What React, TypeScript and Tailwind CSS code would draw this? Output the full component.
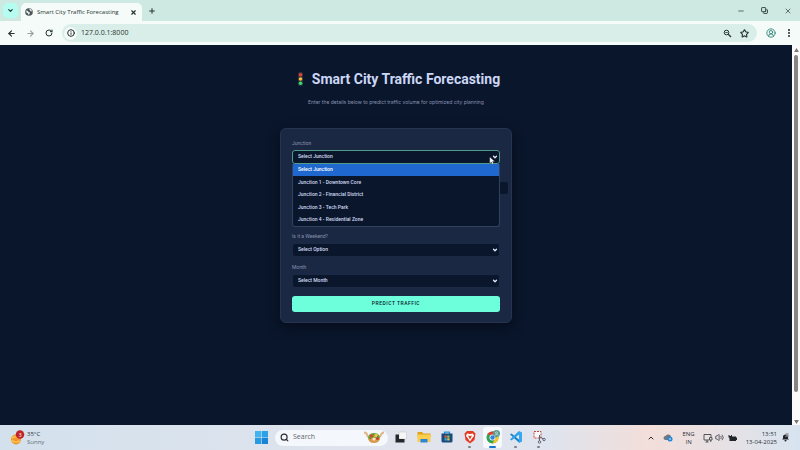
import type { ReactNode } from "react";
import {
  ArrowLeft,
  ArrowRight,
  ChevronDown,
  ChevronUp,
  CircleUserRound,
  Copy,
  EllipsisVertical,
  Info,
  Minus,
  Plus,
  RotateCw,
  Search,
  Star,
  Volume2,
  X,
} from "lucide-react";

const ui = "font-['Open_Sans','Noto_Sans',sans-serif]";

const junctions = [
  "Junction 1 - Downtown Core",
  "Junction 2 - Financial District",
  "Junction 3 - Tech Park",
  "Junction 4 - Residential Zone",
];

function TitleBar() {
  return (
    <header className="flex h-[21px] shrink-0 items-center bg-[#cde9e2] text-[#26322f]">
      <button aria-label="Search tabs" className="ml-[3px] flex h-[15px] w-[15px] items-center justify-center rounded-[5px] bg-[#b5fdf0]">
        <ChevronDown size={7} strokeWidth={4} />
      </button>
      <div className="ml-[3px] flex h-[18px] w-[121px] items-center self-end rounded-t-[5px] bg-[#f4fbf8] pr-[5px] pl-[4px]">
        <svg viewBox="0 0 16 16" className="h-[8px] w-[8px]">
          <circle cx="8" cy="8" r="7.6" fill="#4c5457" />
          <path d="M2 5l4 1 1 2 3 1-1 3-2 2-1-3-3-2zM9 1l4 2 1 4-3-1-2-2z" fill="#e6eeec" />
        </svg>
        <span className="ml-[4px] flex-1 text-[6px] leading-[10px] whitespace-nowrap">Smart City Traffic Forecasting</span>
        <button aria-label="Close tab">
          <X size={7} strokeWidth={4} />
        </button>
      </div>
      <button aria-label="New tab" className="ml-[6px]">
        <Plus size={8} strokeWidth={3} />
      </button>
      <div className="ml-auto flex items-center gap-[16px] pr-[8px]">
        <button aria-label="Minimize"><Minus size={8} strokeWidth={2} /></button>
        <button aria-label="Restore"><Copy size={7} strokeWidth={3} className="-scale-x-100 rotate-90" /></button>
        <button aria-label="Close"><X size={8} strokeWidth={2} /></button>
      </div>
    </header>
  );
}

function Toolbar() {
  return (
    <nav className="flex h-[24px] shrink-0 items-center bg-[#f4fbf8] pr-[6px] pl-[7px] text-[#26322f]">
      <div className="flex items-center gap-[10px]">
        <button aria-label="Back"><ArrowLeft size={9} strokeWidth={3} /></button>
        <button aria-label="Forward" className="text-[#98a19f]"><ArrowRight size={9} strokeWidth={3} /></button>
        <button aria-label="Reload"><RotateCw size={8} strokeWidth={3} /></button>
      </div>
      <div className="ml-[9px] flex h-[18px] flex-1 items-center rounded-full bg-[#d9eee8] pr-[8px] pl-[2px]">
        <span className="flex h-[13px] w-[13px] items-center justify-center rounded-full bg-[#f4fbf8]">
          <Info size={8} strokeWidth={3} />
        </span>
        <input aria-label="Address" defaultValue="127.0.0.1:8000" className="ml-[4px] min-w-0 flex-1 bg-transparent text-[7px] leading-[12px] outline-none" />
        <button aria-label="Zoom">
          <svg viewBox="0 0 18 18" className="h-[9px] w-[9px]" fill="none" stroke="currentColor" strokeWidth="2">
            <circle cx="7" cy="7" r="4.600" />
            <path d="M4.500 7h5" strokeWidth="1.600" />
            <path d="M10.500 10.500l5.500 5.500" strokeWidth="2.400" />
          </svg>
        </button>
        <button aria-label="Bookmark" className="ml-[8px]"><Star size={9} strokeWidth={3} /></button>
      </div>
      <button aria-label="Profile" className="ml-[9px] text-[#2f8778]"><CircleUserRound size={10} strokeWidth={2.2} /></button>
      <button aria-label="Menu" className="ml-[8px]"><EllipsisVertical size={10} strokeWidth={3} /></button>
    </nav>
  );
}

function Field({ id, label, option, active, children }: { id: string; label: string; option: string; active?: boolean; children?: ReactNode }) {
  return (
    <div className="relative flex flex-col gap-[4px]">
      <label htmlFor={id} className="text-[5px] leading-[6px] text-[#8892b0]">{label}</label>
      <div className="grid items-center">
        <select
          id={id}
          className={
            "col-start-1 row-start-1 h-[14px] w-full appearance-none rounded-[3px] border bg-[#0a162b] pr-[10px] pl-[5px] text-[5px] font-medium text-[#d5def5] outline-none " +
            (active ? "border-[#4f9c88]" : "border-[#1b2945]")
          }
        >
          <option>{option}</option>
          {active && junctions.map((name) => <option key={name}>{name}</option>)}
        </select>
        <ChevronDown size={6} strokeWidth={5} className="pointer-events-none col-start-1 row-start-1 mr-[2px] justify-self-end text-[#e6ecfa]" />
      </div>
      {children}
    </div>
  );
}

function JunctionList() {
  return (
    <ul className="absolute top-full left-0 z-10 flex h-[63px] w-full flex-col overflow-hidden rounded-b-[3px] border border-t-0 border-[#33415c] bg-[#0a162b] text-[5px] font-medium text-[#d0daf2]">
      <li className="flex flex-1 items-center bg-[#1e68d0] pl-[5px] text-white">Select Junction</li>
      {junctions.map((name) => (
        <li key={name} className="flex flex-1 items-center pl-[5px]">{name}</li>
      ))}
    </ul>
  );
}

function Pointer() {
  return (
    <svg viewBox="0 0 10 14" className="absolute top-[17px] right-[5px] z-20 h-[8px] w-[6px]">
      <path d="M1 0v11l3-2 2 4 2-1-2-4h4z" fill="#fff" stroke="#222" strokeWidth=".6" />
    </svg>
  );
}

function Page() {
  return (
    <main className="flex min-w-0 flex-1 flex-col items-center bg-[#0a162b] pt-[24px] font-['Roboto',sans-serif]">
      <h1 className="flex items-center text-[14px] leading-[20px] font-bold text-[#ccd6f6]">
        <svg viewBox="0 0 16 16" className="mr-[4px] h-[16px] w-[16px]">
          <rect x="6" y="1" width="5" height="14" rx="1.5" fill="#26313c" />
          <circle cx="8.500" cy="3.8" r="1.8" fill="#ee3b32" />
          <circle cx="8.500" cy="8" r="1.8" fill="#f8bd35" />
          <circle cx="8.500" cy="12.2" r="1.8" fill="#35dc68" />
        </svg>
        Smart City Traffic Forecasting
      </h1>
      <p className="mt-[9px] font-['Inter',sans-serif] text-[5px] leading-[8px] text-[#8892b0]">
        Enter the details below to predict traffic volume for optimized city planning
      </p>
      <form className="mt-[22px] flex w-[232px] flex-col gap-[8px] rounded-[6px] border border-[#26344f] bg-[#1a2843] px-[11px] pt-[11px] pb-[10px] shadow-[0_4px_12px_#050c1c]">
        <div className="flex flex-col gap-[7px]">
          <Field id="junction" label="Junction" option="Select Junction" active>
            <JunctionList />
            <Pointer />
          </Field>
          <div className="flex h-[24px] items-end">
            <input type="text" aria-label="Date and time" className="h-[14px] w-[217px] shrink-0 rounded-[3px] border border-[#1b2945] bg-[#0a162b]" />
          </div>
          <div className="flex h-[24px] items-end">
            <input type="text" aria-label="Hour" className="h-[14px] w-full rounded-[3px] bg-[#0a162b]" />
          </div>
          <Field id="weekend" label="Is it a Weekend?" option="Select Option" />
          <Field id="month" label="Month" option="Select Month" />
        </div>
        <button type="button" className="h-[16px] rounded-[3px] bg-[#6dffdb] text-[5px] font-medium tracking-widest text-[#0a192f] uppercase">
          Predict Traffic
        </button>
      </form>
    </main>
  );
}

function Scrollbar() {
  return (
    <div className="flex w-[8px] shrink-0 flex-col items-center bg-[#fafafa] pt-[3px] pb-px">
      <svg viewBox="0 0 6 5" className="h-[4px] w-[5px] shrink-0"><path d="M3 0l3 5H0z" fill="#777" /></svg>
      <span className="mt-[3px] w-[4px] flex-1 rounded-full bg-[#858585]" />
      <svg viewBox="0 0 6 5" className="mt-[28px] h-[4px] w-[5px] shrink-0"><path d="M3 5l3-5H0z" fill="#777" /></svg>
    </div>
  );
}

function TaskbarApp({ label, active, running, children }: { label: string; active?: boolean; running?: boolean; children: ReactNode }) {
  return (
    <button
      aria-label={label}
      className={"flex h-[21px] w-[19px] flex-col items-center justify-end gap-[2px] rounded-[3px] " + (active ? "bg-[#f6f8fb]" : "")}
    >
      <svg viewBox="0 0 28 28" className="h-[14px] w-[14px]">{children}</svg>
      <span className={"h-[2px] rounded-full " + (active ? "w-[7px] bg-[#1677c9]" : running ? "w-[3px] bg-[#7c8087]" : "w-[3px]")} />
    </button>
  );
}

function Taskbar() {
  return (
    <footer className="grid h-[25px] shrink-0 grid-cols-[1fr_auto_1fr] items-center bg-linear-to-r from-[#d3e1ed] via-[#e2e4ed] via-55% to-[#d7e4f0] text-[#2b3038]">
      <div className="flex items-center pl-[10px]">
        <svg viewBox="0 0 30 32" className="h-[16px] w-[15px]">
          <circle cx="12" cy="19" r="10" fill="#f2962d" />
          <path d="M4 16q8-5 16 0M3 21q8 5 17 1" stroke="#ffc34e" strokeWidth="3" fill="none" />
          <circle cx="20" cy="9" r="8.5" fill="#c02429" />
          <text x="20" y="13" fontSize="11" textAnchor="middle" fill="#fff">3</text>
        </svg>
        <div className="ml-[2px] text-[6px] leading-[8px]">
          <div>35°C</div>
          <div className="text-[#676d76]">Sunny</div>
        </div>
      </div>
      <div className="flex items-center pl-[3px]">
        <button aria-label="Start">
          <svg viewBox="0 0 24 24" className="h-[13px] w-[13px]">
            <path d="M0 0h11.5v11.5H0z" fill="#3fb4ef" />
            <path d="M12.500 0H24v11.500H12.500z" fill="#2ba2e7" />
            <path d="M0 12.500h11.500V24H0z" fill="#279be2" />
            <path d="M12.500 12.500H24V24H12.500z" fill="#1584d6" />
          </svg>
        </button>
        <div className="mr-[3px] ml-[7px] flex h-[16px] w-[113px] items-center rounded-full bg-[#f4f7fb] pr-[3px] pl-[5px]">
          <Search size={9} strokeWidth={3} />
          <input aria-label="Search" placeholder="Search" className="ml-[4px] w-0 min-w-0 flex-1 bg-transparent text-[7px] outline-none placeholder:text-[#62676e]" />
          <svg viewBox="0 0 44 26" className="h-[13px] w-[22px]">
            <path d="M2 3q6 0 7 7l5 5M42 3q-5 0-7 7l-5 5" stroke="#dfb887" strokeWidth="4" fill="none" />
            <ellipse cx="22" cy="13" rx="12" ry="9" fill="#79ae3c" />
            <path d="M10 14h24q-1 10-12 10T10 14z" fill="#d99a4e" />
            <circle cx="17" cy="10" r="3.500" fill="#d84732" />
            <circle cx="26" cy="9" r="3.500" fill="#f1c54b" />
            <circle cx="22" cy="16" r="3" fill="#f7e9ca" />
            <circle cx="29" cy="15" r="3" fill="#cf3d2d" />
            <path d="M12 13l4 3M20 6l3 2M31 10l-3 2" stroke="#2f8a3b" strokeWidth="2" />
          </svg>
        </div>
        <div className="flex gap-[4px]">
          <TaskbarApp label="Task view">
            <path d="M10 4h15v14H10z" fill="#f6f6f6" stroke="#bfc2c6" />
            <path d="M3 9h7v9h11v7H3z" fill="#25272b" />
          </TaskbarApp>
          <TaskbarApp label="File Explorer">
            <path d="M1 4h9l3 3h14v8H1z" fill="#e0a21a" />
            <path d="M1 9h26v15H1z" fill="#fbce4d" />
            <path d="M7 18h14v7H7z" fill="#2a86d8" />
          </TaskbarApp>
          <TaskbarApp label="Microsoft Store">
            <path d="M9 8V4h10v4" fill="none" stroke="#2295d8" strokeWidth="2.500" />
            <path d="M3 7h22v15q0 3-3 3H6q-3 0-3-3z" fill="#174b80" />
            <path d="M9 11h4.500v4.500H9z" fill="#f05a3c" />
            <path d="M14.500 11H19v4.500h-4.500z" fill="#8bc640" />
            <path d="M9 16.500h4.500V21H9z" fill="#31a8e0" />
            <path d="M14.500 16.500H19V21h-4.500z" fill="#f8c234" />
          </TaskbarApp>
          <TaskbarApp label="Brave" running>
            <path d="M8 2h12l5 5-2 13-9 7-9-7L3 7z" fill="#e33a24" />
            <path d="M8 7l6 1 6-1 2 5-4 5-4 6-4-6-4-5z" fill="#fff" />
            <path d="M10 11l4 1 4-1-2 4-2 4-2-4z" fill="#e33a24" />
          </TaskbarApp>
          <TaskbarApp label="Chrome" running active>
            <circle cx="13" cy="15" r="12" fill="#2fa351" />
            <path d="M2.600 9A12 12 0 0 1 24 10H13z" fill="#e33d2e" />
            <path d="M24 10A12 12 0 0 1 13 27l5-9z" fill="#fbc51d" />
            <circle cx="13" cy="15" r="6" fill="#fff" />
            <circle cx="13" cy="15" r="4.500" fill="#347fe4" />
            <circle cx="21" cy="7" r="7" fill="#5b9b90" />
            <circle cx="21" cy="5.500" r="2" fill="none" stroke="#d5eee8" strokeWidth="1.300" />
            <path d="M17 11q4-5 8 0" fill="none" stroke="#d5eee8" strokeWidth="1.300" />
          </TaskbarApp>
          <TaskbarApp label="Visual Studio Code" running>
            <path d="M2 9l3-2 16 13v6z" fill="#1a80c8" />
            <path d="M20 2v7L5 21l-3-2z" fill="#2c9ee6" />
            <path d="M20 2l6 3v18l-6 3z" fill="#35a9ee" />
          </TaskbarApp>
          <TaskbarApp label="Snipping Tool" running>
            <path d="M4 3h14v13H4z" fill="#f6f7f9" stroke="#c6493a" strokeWidth="2" strokeDasharray="4 2" />
            <path d="M14 13l9 5M15 22V10" stroke="#58616c" strokeWidth="2" />
            <circle cx="15" cy="24" r="2.500" fill="none" stroke="#626b76" strokeWidth="2" />
            <circle cx="24" cy="19" r="2.500" fill="none" stroke="#626b76" strokeWidth="2" />
          </TaskbarApp>
        </div>
      </div>
      <div className="flex h-full items-center justify-end bg-linear-to-r from-[#f3deda00] via-[#f3deda] via-40% to-[#d7e4f000] pr-[10px] text-[6px] leading-[8px]">
        <ChevronUp size={8} strokeWidth={3} />
        <svg viewBox="0 0 20 18" className="ml-[8px] h-[9px] w-[10px]">
          <path d="M5 14a4 4 0 0 1 0-8q2-4 6-3 4 0 5 4l-5 7z" fill="#717780" />
          <circle cx="14" cy="12" r="5" fill="#1684da" />
          <path d="M11.500 12h5M14 9.500v5" stroke="#fff" />
        </svg>
        <div className="ml-[9px] text-center"><div>ENG</div><div>IN</div></div>
        <svg viewBox="0 0 20 20" className="ml-[8px] h-[10px] w-[10px]" fill="none" stroke="#30343a" strokeWidth="1.600">
          <path d="M12 14H2V3h14v5M5 18h6M8 14v4" />
          <path d="M13 9h5v5h-5zM15.500 14v4" />
        </svg>
        <Volume2 size={9} strokeWidth={2} className="ml-[2px]" />
        <svg viewBox="0 0 20 16" className="ml-[4px] h-[8px] w-[10px]" fill="#22262b">
          <path d="M3 5h13v2h2v5h-2v2H3z" />
          <path d="M1 2h2v2h3V2h2v5H6v2H3V7H1z" />
        </svg>
        <div className="ml-[8px] text-right"><div>13:51</div><div>13-04-2025</div></div>
        <svg viewBox="0 0 18 18" className="ml-[4px] h-[9px] w-[9px]" fill="#22262b">
          <path d="M2 13l2-2V7q0-4 5-4t5 4v4l2 2z" />
          <path d="M7 14h4q0 3-2 3t-2-3z" />
          <path d="M9 1h7l-4 4h4v2H9l4-4H9z" stroke="#e3e5ec" strokeWidth=".8" />
        </svg>
      </div>
    </footer>
  );
}

export default function App() {
  return (
    <div className={"flex h-screen flex-col overflow-hidden " + ui}>
      <TitleBar />
      <Toolbar />
      <div className="flex min-h-0 flex-1">
        <Page />
        <Scrollbar />
      </div>
      <Taskbar />
    </div>
  );
}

··········

*Directions:*
Work out the number of lines in this listing that include the word "full". Reply with that number only.

*Answer to the exercise:*
10